Dématérialisation et professionnalisation de l’achat public, deux notions étroitement liées

Publié le 5 novembre 2018 à 15h21 - par

Depuis le 1er octobre 2018, les marchés publics égaux ou supérieurs à 25 000 € HT doivent être passés par voie dématérialisée.

Dématérialisation des marchés publics

Pour les entreprises, les obligations relatives à la transmission des candidatures et des offres par voie électronique trouvent leurs sources dans l’article 41 du décret n° 2016-360 du 25 mars 2016 relatif aux marchés publics. Cet article dispose que « toutes les communications et tous les échanges d’informations sont effectués par des moyens de communication électronique lorsqu’une consultation est engagée ou un avis d’appel à la concurrence envoyé à la publication à compter du 1er avril 2017 pour les centrales d’achat et du 1er octobre 2018 pour les autres acheteurs ». Concrètement cela recouvre la mise à disposition des documents de consultation, la transmission des candidatures et des offres, tous les échanges avec les entreprises (questions/réponses) et les notifications des décisions. Les marchés de défense ou de sécurité ne font pas partie du périmètre.

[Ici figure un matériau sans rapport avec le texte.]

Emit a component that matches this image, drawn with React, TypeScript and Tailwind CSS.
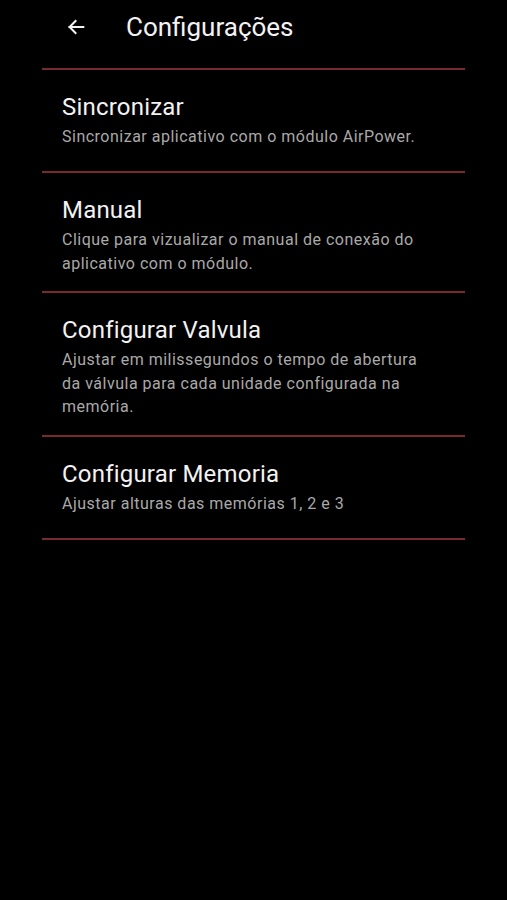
import React from "react";

const items = [
  { title: "Sincronizar", desc: "Sincronizar aplicativo com o módulo AirPower." },
  { title: "Manual", desc: "Clique para vizualizar o manual de conexão do aplicativo com o módulo." },
  { title: "Configurar Valvula", desc: "Ajustar em milissegundos o tempo de abertura da válvula para cada unidade configurada na memória." },
  { title: "Configurar Memoria", desc: "Ajustar alturas das memórias 1, 2 e 3" },
];

export default function App() {
  return (
    <div className="min-h-[900px] w-full bg-black text-white" style={{ fontFamily: "Roboto, 'Liberation Sans', sans-serif" }}>
      <div className="flex h-[54px] items-center">
        <div className="ml-[64px] flex h-6 w-6 items-center justify-center">
          <svg width="22" height="22" viewBox="0 0 24 24" fill="none" stroke="#f2f2f2" strokeWidth="2.2" strokeLinecap="square">
            <path d="M20 12H5" />
            <path d="M11.5 5.5L5 12l6.5 6.5" />
          </svg>
        </div>
        <div className="ml-[38px] text-[26px] leading-[30px] text-[#f2f2f2]">Configurações</div>
      </div>
      <div className="mx-[42px] mt-[14px]">
        <div className="h-[2px] bg-[#7a2a2e]" />
        {items.map((it) => (
          <div key={it.title}>
            <div className="min-h-[101px] pl-[20px] pr-[30px] pt-[23px] pb-[16px]">
              <div className="text-[24px] leading-[28px] tracking-[0.2px] text-[#f2f2f2]">{it.title}</div>
              <div className="mt-[4px] text-[16px] leading-[23.5px] tracking-[0.5px] text-[#a9a9a9]">{it.desc}</div>
            </div>
            <div className="h-[2px] bg-[#7a2a2e]" />
          </div>
        ))}
      </div>
    </div>
  );
}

Si la réglementation a enfin clos de nombreux débats initiés il y a plusieurs années, les premières semaines d’application sont riches d’enseignements. Ainsi, les premiers retours d’expérience des établissements publics confirment les points de vigilance identifiés notamment par les établissements publics engagés de longue date dans la dématérialisation de leurs marchés comme l’UGAP, imposant ce processus pour tous ses marchés depuis le 1er janvier 2014. Cet article vise à les résumer.

La nécessité d’imposer rapidement la dématérialisation de tous ses marchés publics

En effet, les marchés publics mentionnés à l’article 30 du décret de mars 2016 et répondant à un besoin dont la valeur estimée est inférieure aux seuils de procédure formalisée ne sont pas soumis à cette obligation. Toutefois, il est quasi-impossible d’opérer dans le temps tant pour les acheteurs publics que pour les entreprises deux processus distincts en matière de marchés publics. L’UGAP a connu cette période entre 2012 et 2014 dans son imposition progressive de la dématérialisation. Double processus, maintien des collaborateurs en terme de formation, mélange du papier et de la dématérialisation, gestion de deux archivages, exécution tantôt électronique tantôt papier. Des risques importants pour l’ensemble des acteurs. En un mot, il est conseillé de généraliser rapidement votre processus lié à la dématérialisation à l’ensemble de vos procédures quelles qu’elles soient.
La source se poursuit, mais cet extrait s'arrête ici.